** START Data supplied **
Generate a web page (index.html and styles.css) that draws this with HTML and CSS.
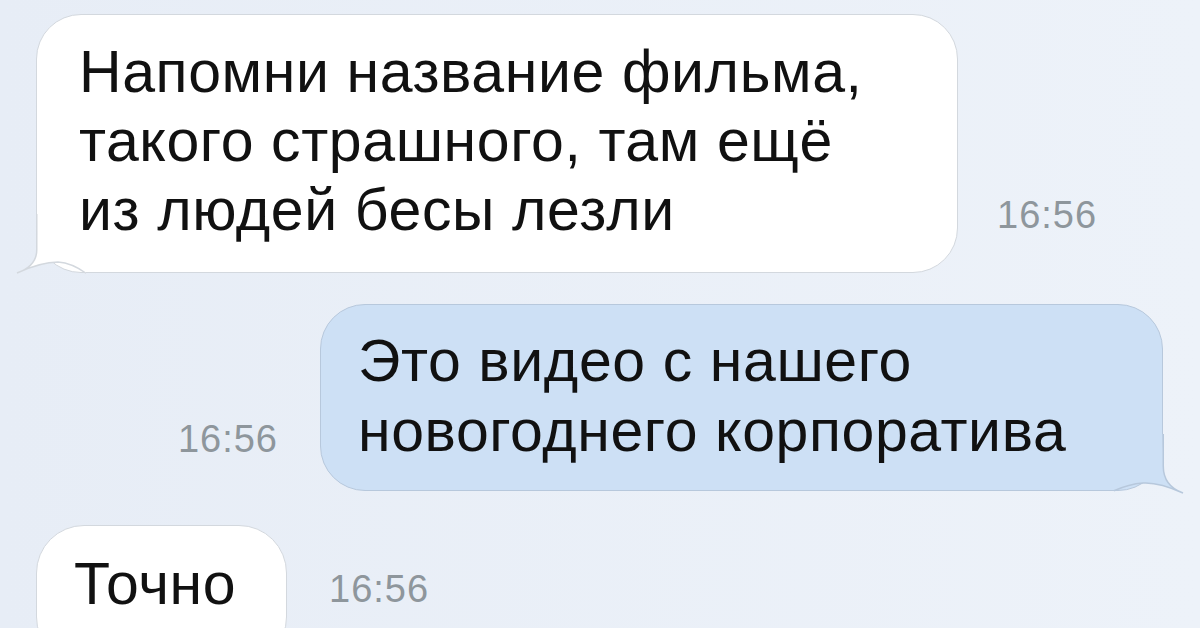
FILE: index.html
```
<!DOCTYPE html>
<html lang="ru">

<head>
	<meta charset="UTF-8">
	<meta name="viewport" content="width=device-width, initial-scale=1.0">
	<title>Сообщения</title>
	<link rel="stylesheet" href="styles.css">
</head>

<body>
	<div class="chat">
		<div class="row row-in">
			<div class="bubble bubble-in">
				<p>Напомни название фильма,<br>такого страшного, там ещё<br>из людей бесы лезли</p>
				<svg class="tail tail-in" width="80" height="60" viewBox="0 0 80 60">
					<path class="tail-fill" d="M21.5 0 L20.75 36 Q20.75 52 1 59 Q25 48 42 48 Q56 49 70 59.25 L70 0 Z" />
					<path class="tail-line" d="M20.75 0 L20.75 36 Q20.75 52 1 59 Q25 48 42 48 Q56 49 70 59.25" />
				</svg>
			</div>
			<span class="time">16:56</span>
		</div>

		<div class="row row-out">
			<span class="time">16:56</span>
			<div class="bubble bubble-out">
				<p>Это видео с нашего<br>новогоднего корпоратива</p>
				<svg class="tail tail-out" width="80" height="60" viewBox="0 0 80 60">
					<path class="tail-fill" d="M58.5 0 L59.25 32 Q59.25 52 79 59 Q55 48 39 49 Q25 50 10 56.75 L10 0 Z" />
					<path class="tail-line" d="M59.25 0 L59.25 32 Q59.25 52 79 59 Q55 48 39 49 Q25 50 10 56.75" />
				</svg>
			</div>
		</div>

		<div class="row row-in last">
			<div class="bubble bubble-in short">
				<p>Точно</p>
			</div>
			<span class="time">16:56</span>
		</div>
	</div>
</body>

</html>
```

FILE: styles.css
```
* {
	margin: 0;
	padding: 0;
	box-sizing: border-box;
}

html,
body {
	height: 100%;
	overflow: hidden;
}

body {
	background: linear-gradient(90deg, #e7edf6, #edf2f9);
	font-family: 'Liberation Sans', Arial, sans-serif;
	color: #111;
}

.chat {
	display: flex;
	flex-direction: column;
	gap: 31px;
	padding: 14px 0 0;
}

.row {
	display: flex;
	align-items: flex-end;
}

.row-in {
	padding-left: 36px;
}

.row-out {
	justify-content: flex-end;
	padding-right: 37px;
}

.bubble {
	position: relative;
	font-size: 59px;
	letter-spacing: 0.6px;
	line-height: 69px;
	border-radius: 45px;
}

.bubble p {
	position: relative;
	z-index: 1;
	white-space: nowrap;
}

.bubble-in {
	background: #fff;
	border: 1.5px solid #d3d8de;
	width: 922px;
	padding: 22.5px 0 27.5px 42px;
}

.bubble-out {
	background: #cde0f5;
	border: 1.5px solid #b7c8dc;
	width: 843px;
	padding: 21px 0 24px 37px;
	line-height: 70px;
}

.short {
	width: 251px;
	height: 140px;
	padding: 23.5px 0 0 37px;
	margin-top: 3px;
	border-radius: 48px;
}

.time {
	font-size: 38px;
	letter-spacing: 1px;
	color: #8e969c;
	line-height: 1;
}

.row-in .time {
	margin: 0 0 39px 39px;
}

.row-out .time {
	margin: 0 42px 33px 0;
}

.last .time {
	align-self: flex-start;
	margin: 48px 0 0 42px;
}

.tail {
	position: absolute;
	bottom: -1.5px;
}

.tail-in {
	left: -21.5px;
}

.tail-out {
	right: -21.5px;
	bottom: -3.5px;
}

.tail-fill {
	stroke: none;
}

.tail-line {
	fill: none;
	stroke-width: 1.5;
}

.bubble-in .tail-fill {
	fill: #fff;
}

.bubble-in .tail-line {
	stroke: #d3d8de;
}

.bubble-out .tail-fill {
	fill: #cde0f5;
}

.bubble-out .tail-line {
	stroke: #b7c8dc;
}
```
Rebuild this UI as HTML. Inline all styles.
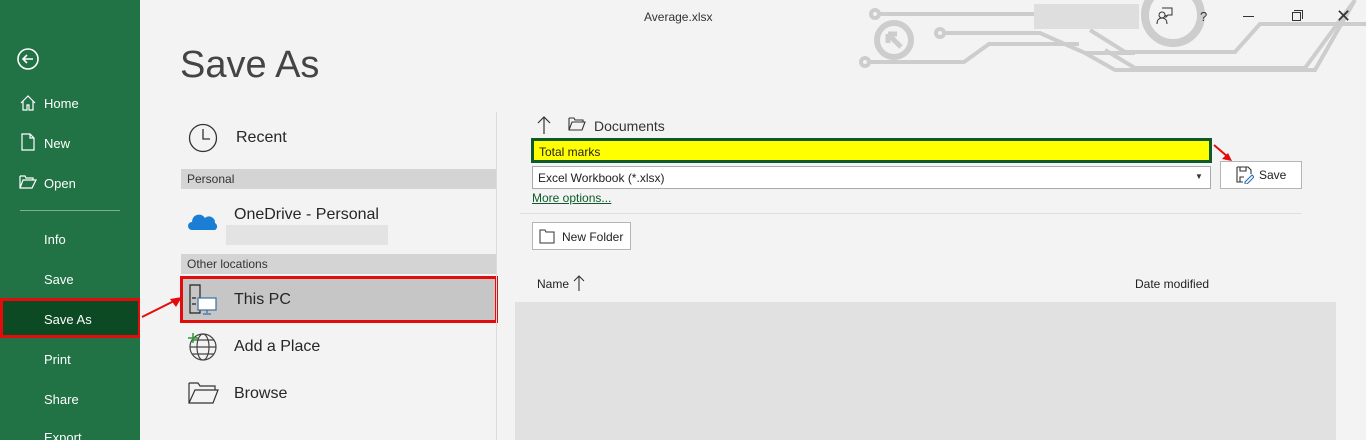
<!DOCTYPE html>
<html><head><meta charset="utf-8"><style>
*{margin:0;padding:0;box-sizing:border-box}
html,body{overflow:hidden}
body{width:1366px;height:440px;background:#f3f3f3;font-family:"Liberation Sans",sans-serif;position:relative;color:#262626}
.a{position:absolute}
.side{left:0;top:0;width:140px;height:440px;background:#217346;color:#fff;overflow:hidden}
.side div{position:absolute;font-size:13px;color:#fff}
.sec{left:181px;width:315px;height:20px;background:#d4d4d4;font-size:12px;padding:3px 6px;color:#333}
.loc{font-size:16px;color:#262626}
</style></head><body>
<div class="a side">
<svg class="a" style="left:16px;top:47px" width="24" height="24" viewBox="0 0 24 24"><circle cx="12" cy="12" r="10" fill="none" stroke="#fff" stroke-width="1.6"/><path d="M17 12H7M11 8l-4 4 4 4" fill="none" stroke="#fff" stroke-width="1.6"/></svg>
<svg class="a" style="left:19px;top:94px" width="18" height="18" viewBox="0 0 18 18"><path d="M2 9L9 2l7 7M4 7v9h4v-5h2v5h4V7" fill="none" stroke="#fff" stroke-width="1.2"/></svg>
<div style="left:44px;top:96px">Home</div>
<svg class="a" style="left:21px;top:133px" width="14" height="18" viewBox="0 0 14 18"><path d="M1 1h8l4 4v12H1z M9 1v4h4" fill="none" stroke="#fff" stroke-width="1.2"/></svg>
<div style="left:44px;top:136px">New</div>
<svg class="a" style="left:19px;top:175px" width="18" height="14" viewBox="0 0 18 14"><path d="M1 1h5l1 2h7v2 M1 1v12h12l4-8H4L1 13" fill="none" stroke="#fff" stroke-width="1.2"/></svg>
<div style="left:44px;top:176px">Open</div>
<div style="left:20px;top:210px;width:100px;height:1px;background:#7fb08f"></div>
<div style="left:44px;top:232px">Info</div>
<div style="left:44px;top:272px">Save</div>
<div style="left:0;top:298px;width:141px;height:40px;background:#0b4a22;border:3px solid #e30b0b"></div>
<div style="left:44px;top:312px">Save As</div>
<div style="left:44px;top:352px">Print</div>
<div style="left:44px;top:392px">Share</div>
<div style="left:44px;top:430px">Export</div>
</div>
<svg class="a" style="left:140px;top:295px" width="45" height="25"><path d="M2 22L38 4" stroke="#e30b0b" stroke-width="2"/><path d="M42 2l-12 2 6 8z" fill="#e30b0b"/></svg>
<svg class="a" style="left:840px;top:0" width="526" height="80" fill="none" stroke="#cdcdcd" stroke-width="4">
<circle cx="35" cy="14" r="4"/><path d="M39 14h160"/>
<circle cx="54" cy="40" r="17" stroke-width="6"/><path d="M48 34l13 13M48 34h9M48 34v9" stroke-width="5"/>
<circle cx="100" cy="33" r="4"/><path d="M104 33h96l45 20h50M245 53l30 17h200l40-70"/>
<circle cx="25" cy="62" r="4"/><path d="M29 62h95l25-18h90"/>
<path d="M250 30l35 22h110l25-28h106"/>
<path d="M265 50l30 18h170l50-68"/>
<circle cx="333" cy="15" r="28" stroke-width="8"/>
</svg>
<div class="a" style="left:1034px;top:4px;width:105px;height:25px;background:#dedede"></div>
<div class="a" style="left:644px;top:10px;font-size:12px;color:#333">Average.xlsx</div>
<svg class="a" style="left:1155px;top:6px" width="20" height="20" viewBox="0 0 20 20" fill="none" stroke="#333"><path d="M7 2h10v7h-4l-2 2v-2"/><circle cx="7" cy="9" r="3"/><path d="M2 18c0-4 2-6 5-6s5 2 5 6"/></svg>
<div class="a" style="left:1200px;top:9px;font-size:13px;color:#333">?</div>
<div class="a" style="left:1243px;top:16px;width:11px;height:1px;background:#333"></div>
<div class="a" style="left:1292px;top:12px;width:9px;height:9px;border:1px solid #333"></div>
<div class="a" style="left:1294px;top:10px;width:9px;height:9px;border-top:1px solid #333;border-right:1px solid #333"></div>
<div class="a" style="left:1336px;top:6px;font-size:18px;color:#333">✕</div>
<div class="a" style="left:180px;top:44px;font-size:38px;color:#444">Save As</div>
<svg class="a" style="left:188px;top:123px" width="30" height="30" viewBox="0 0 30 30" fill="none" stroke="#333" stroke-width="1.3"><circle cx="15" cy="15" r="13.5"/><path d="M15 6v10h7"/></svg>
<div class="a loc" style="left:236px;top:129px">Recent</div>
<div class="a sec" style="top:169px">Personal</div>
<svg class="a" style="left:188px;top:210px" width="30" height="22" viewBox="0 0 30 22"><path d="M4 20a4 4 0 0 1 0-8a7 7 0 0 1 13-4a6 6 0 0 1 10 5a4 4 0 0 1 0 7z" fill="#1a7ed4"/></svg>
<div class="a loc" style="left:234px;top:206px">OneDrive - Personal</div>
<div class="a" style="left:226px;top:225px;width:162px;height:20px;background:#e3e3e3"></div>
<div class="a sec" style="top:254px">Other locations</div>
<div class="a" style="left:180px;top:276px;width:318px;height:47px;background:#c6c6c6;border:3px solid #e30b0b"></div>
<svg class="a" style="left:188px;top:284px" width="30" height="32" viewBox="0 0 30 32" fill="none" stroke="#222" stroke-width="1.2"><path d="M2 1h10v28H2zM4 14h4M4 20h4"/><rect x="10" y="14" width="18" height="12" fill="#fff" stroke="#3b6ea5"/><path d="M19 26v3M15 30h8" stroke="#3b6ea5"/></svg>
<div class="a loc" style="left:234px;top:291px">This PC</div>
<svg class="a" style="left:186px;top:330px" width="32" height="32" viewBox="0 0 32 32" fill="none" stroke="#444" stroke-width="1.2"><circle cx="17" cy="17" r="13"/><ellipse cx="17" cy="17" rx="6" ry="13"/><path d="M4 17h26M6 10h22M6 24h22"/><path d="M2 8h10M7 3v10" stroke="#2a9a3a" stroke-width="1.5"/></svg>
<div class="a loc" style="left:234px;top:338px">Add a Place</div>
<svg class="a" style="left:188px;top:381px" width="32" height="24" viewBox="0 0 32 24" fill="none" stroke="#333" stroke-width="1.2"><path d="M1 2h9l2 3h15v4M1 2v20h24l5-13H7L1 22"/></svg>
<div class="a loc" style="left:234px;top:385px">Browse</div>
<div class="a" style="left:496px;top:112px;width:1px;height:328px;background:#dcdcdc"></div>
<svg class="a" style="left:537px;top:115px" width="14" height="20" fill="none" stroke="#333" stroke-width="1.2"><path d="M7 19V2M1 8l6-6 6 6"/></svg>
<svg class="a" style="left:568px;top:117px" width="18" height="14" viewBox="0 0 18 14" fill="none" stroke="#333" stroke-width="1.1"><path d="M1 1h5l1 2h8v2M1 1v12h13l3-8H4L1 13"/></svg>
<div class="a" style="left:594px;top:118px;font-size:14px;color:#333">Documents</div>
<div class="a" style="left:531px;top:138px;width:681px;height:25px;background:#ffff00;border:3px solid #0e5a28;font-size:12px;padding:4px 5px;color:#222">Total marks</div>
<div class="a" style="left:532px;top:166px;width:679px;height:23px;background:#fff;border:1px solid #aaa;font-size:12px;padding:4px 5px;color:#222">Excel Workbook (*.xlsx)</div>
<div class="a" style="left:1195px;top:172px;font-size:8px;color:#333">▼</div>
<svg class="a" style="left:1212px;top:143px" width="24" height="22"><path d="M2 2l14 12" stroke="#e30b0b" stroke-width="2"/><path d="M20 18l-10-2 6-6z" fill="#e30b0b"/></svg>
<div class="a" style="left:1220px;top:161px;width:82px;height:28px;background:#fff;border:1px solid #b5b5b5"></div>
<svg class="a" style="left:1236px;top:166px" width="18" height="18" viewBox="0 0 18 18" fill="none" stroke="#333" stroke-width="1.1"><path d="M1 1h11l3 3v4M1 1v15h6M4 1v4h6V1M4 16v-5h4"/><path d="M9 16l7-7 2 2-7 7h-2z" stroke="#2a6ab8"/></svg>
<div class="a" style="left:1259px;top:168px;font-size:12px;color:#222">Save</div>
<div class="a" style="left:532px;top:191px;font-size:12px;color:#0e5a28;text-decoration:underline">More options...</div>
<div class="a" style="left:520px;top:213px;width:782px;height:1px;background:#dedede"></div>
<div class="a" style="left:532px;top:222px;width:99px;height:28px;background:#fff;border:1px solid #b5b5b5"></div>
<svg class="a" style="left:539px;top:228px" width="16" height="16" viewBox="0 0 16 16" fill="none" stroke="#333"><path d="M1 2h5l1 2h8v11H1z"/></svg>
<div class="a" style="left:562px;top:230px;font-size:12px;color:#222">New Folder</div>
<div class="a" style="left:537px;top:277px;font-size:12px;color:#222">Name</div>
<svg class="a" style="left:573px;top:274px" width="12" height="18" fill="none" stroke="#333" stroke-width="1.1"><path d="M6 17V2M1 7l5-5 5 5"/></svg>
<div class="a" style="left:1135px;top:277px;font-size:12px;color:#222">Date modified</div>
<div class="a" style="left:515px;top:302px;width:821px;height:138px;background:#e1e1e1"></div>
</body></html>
** END Data supplied **
Goal →
Search the entries for the string "styles" and collect each line that has it.

Task result →
Generate a web page (index.html and styles.css) that draws this with HTML and CSS.
	<link rel="stylesheet" href="styles.css">
FILE: styles.css
Rebuild this UI as HTML. Inline all styles.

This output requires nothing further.